Citigroup spokeswoman Danielle Romero-Apsilos, declined to comment.

Banks sold preferred shares to the government and common shares to investors to cover commercial and residential real estate losses and ensure capital levels exceeded regulatory thresholds.

“At the end of the day these banks were undercapitalized and it was the dilutive effect of stock issuance that weighed on the equity prices the most,” said William Fitzpatrick, an analyst at Racine, Wisconsin-based Optique Capital Management, which oversees about $900 million.

Marshall & Ilsley, which accepted $1.72 billion from the US Troubled Asset Relief Programme (Tarp) last year, doubled the number of shares outstanding in 2009, McEvoy said.

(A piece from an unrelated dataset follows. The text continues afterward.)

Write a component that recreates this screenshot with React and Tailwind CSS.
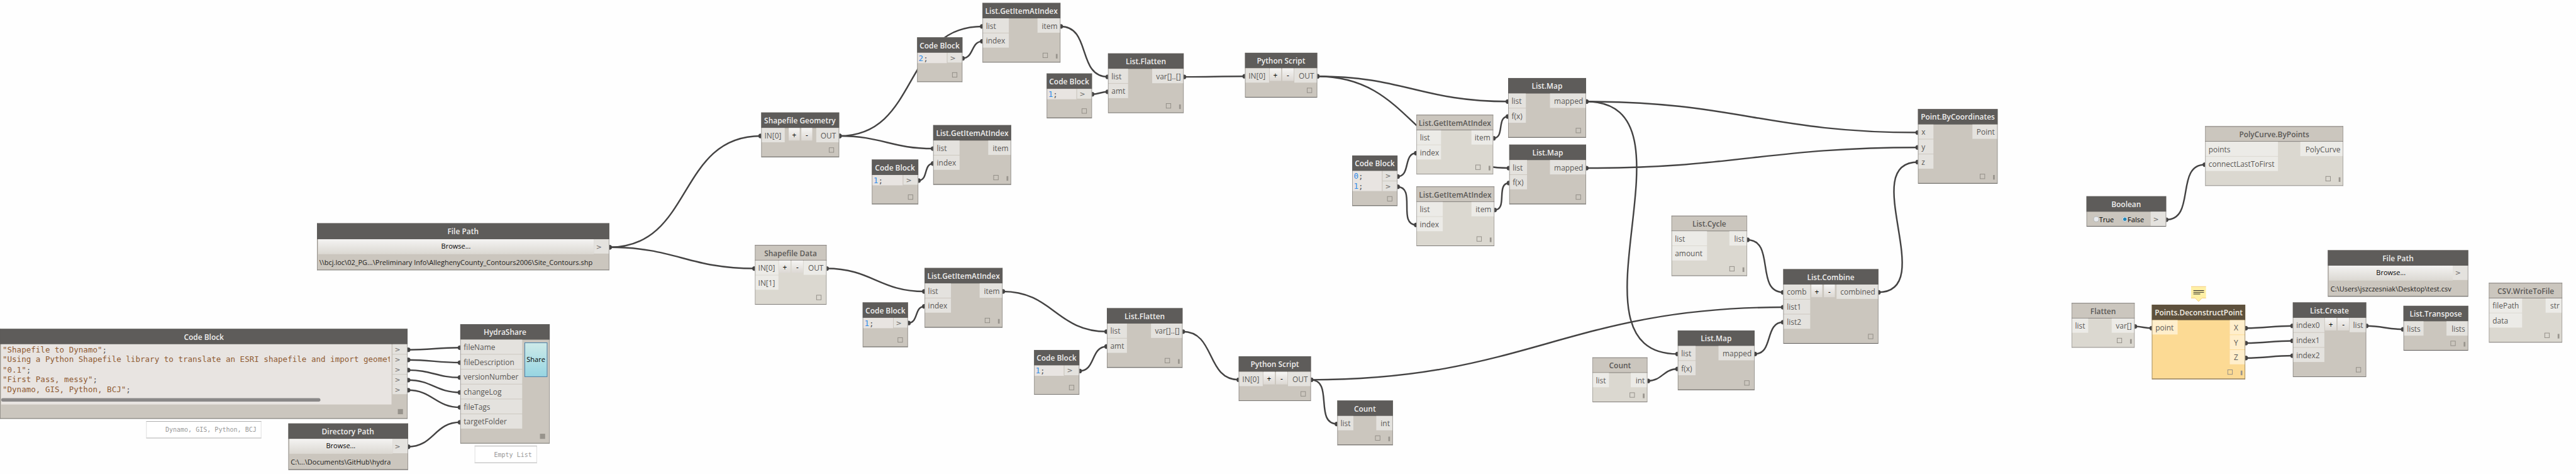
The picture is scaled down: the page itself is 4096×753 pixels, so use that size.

Citigroup’s outstanding shares doubled in July and again in September as $58 billion of preferred shares held by the US were converted into common stock.

Banks slump
Bank stocks slumped as the S&P 500 rose 23.5 per cent for 2009. The index climbed more than 63 per cent from an almost 13- year low on March 9, when Berkshire Hathaway Inc’s Warren Buffett said the economy had “fallen off a cliff.” Among the winners: XL Capital Ltd, the Bermuda-based insurer and reinsurer that posted an almost 400 per cent gain as it returned to profitability.

Other US banks benefited from government support through Tarp. The KBW Bank Index of 24 national and regional lenders climbed almost 130 per cent after touching a low on March 6. Dallas-based Comerica Inc. climbed about 49 per cent last year, and New York-based JPMorgan Chase & Co rose 32 per cent — the year’s two best performers in the bank index.

“You saw a divergent performance in 2009 and I tend to think that’s what we’ll get in 2010 as well,” Fitzpatrick said. “It’s just a matter of how bad credit gets and whether unemployment stabilizes.”

Performance returns include companies tracked by the S&P 500 at year-end. Among 29 firms removed in 2009 was CIT Group Inc, the commercial lender whose stock was wiped out when the firm went bankrupt, and MBIA Inc, the mortgage insurer removed two weeks before the end of the year.